Emperyalist savaş ve mülteciler
Dünya üzerinde çoğu savaşlardan kaynaklı olmak üzere 12 milyon civarında mülteci bulunuyor. Kendi ülkelerinde barınamayan bu insanlar, gittikleri ülkelerde de barınacak yer sorunu başta olmak üzere açlık ve salgın hastalıklar gibi birçok sorunla karşılaşıyorlar. Sığındıkları ülkelerde ikinci sınıf insan muamelesine maruz kalıyorlar.
91 Körfez Savaşının yolaçtığı yıkım ve sefalet ortamından kaçan yaklaşık 600 bin Iraklı bir çok zorlukları aşarak ulaşabildikleri ülkelerde sefaletten kurtulamamışlardı. Bugün de emperyalist savaş ile birlikte ikinci kez mülteci hayatı sürmeye zorlanıyorlar. Uygulanan ambargo yüzünden iyice bunalan Iraklılar şimdi de kafalarının üzerine yanlışlıkla düşecek bombalardan ve savaş ortamından kaçmaya çabalıyor.
En iyimser tahminlere göre bile mülteci sayısının 1 milyon civarında olacak olması çevre ülkeleri, özellikle de Türkiyeyi endişelendiriyor.
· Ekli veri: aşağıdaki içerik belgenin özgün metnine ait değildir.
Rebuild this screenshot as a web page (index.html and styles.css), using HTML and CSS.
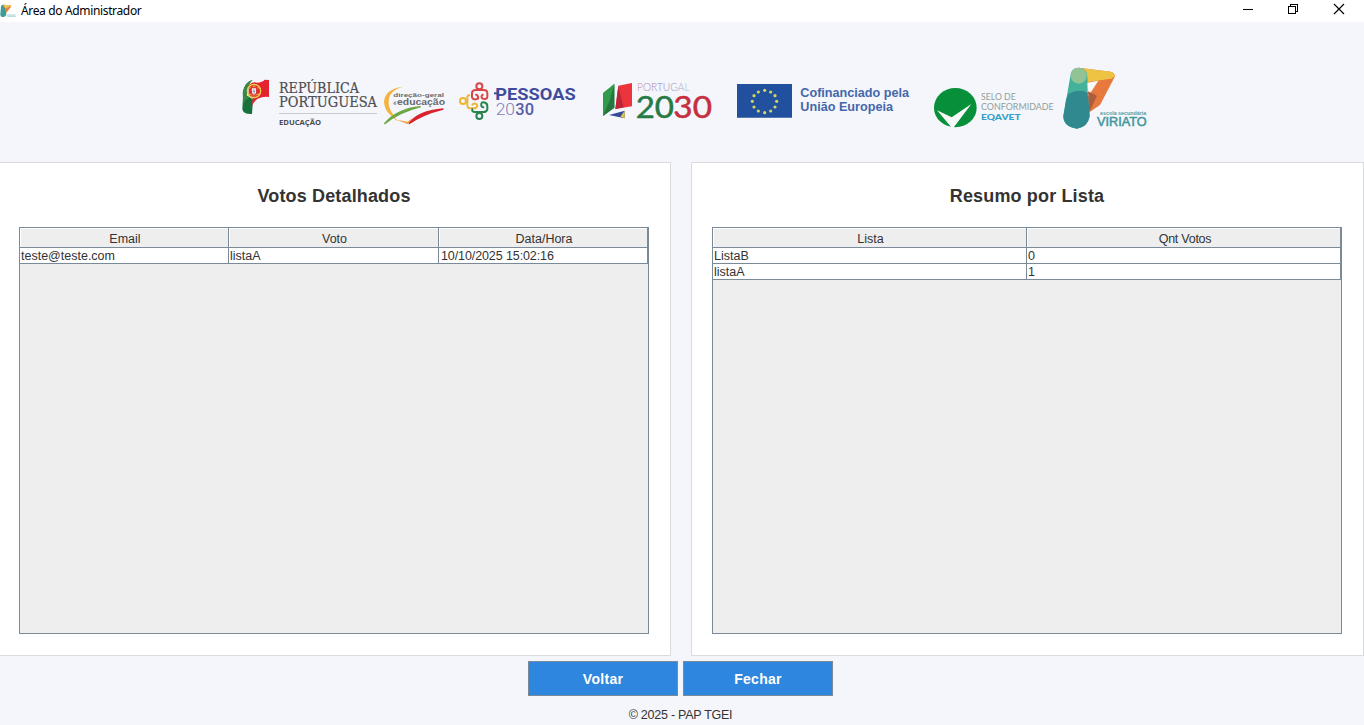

Türk devleti sınırın Irak tarafında, yaklaşık 25-30 km içeride, bir tampon bölge oluşturarak ortaya çıkacak olan göç dalgasını burada karşılamayı, bu insanları hiçbir şekilde Türkiyeye sokmamayı planlıyor. Diyarbakır Valisi Nusret Miroğlu tarafından yapılan bir açıklamada, oluşturulan bu tampon bölgede 500 bin civarında mültecinin barınma sorununa çözüm getirileceği, ayrıca eğitim ve psiko-sosyal destek de dahil ihtiyaç duydukları her türlü hizmetin verileceği iddia edildi. Hatta basın önünde konuyla ilgili çeşitli tatbikatlar yapıldı. Ancak, 17 Ağustos depreminin ardından kendi vatandaşına hiçbir hizmet götüremeyen, 4 yıldır insanları prefabrik konutlarda süündürerek başlarını sokacakları birer ev veremeyen Türkiye Cumhuriyetinin 1 milyon Irak vatandaşına bu hizmetleri veremeyeceği gibi böyle bir niyetinin olmadığı da açık. Onların Irak halklarına verebilecekleri tek şey daha fazla baskı ve sefalet olacaktır.
Mülteci sorununa karşı öne sürülen bu çözümün arkasındaki işgalci heves su götürmez bir gerçeklik. Yıllardır Güney Kürdistanda fiili işgal pozisyonunda olan Türk ordusu, bu planla daha içerilere ve daha da kalabalık bir şekilde girmeyi planlıyor. Böylece savaş sonrasında Güney Kürdistanda ortaya çıkabilecek çeşitli durumlara müdahale etmeyi, bölgenin siyasetinde rol oynamayı umuyor.
Emperyalist savaşla beraber insanlar açlık ve sefaleti bile kendi topraklarında yaşayamayacak, ölümü göç yollarında bekleyecekler. Savaşların kaynağı olan kapitalizm ortadan kaldırılmadan bu sorunlar hiçbir şekilde çözülemeyecekt. Savaş ve sefalet kapitalizmin eseridir. Barış ve insanca bir yaşam ise sosyalizmin eseri olacaktır.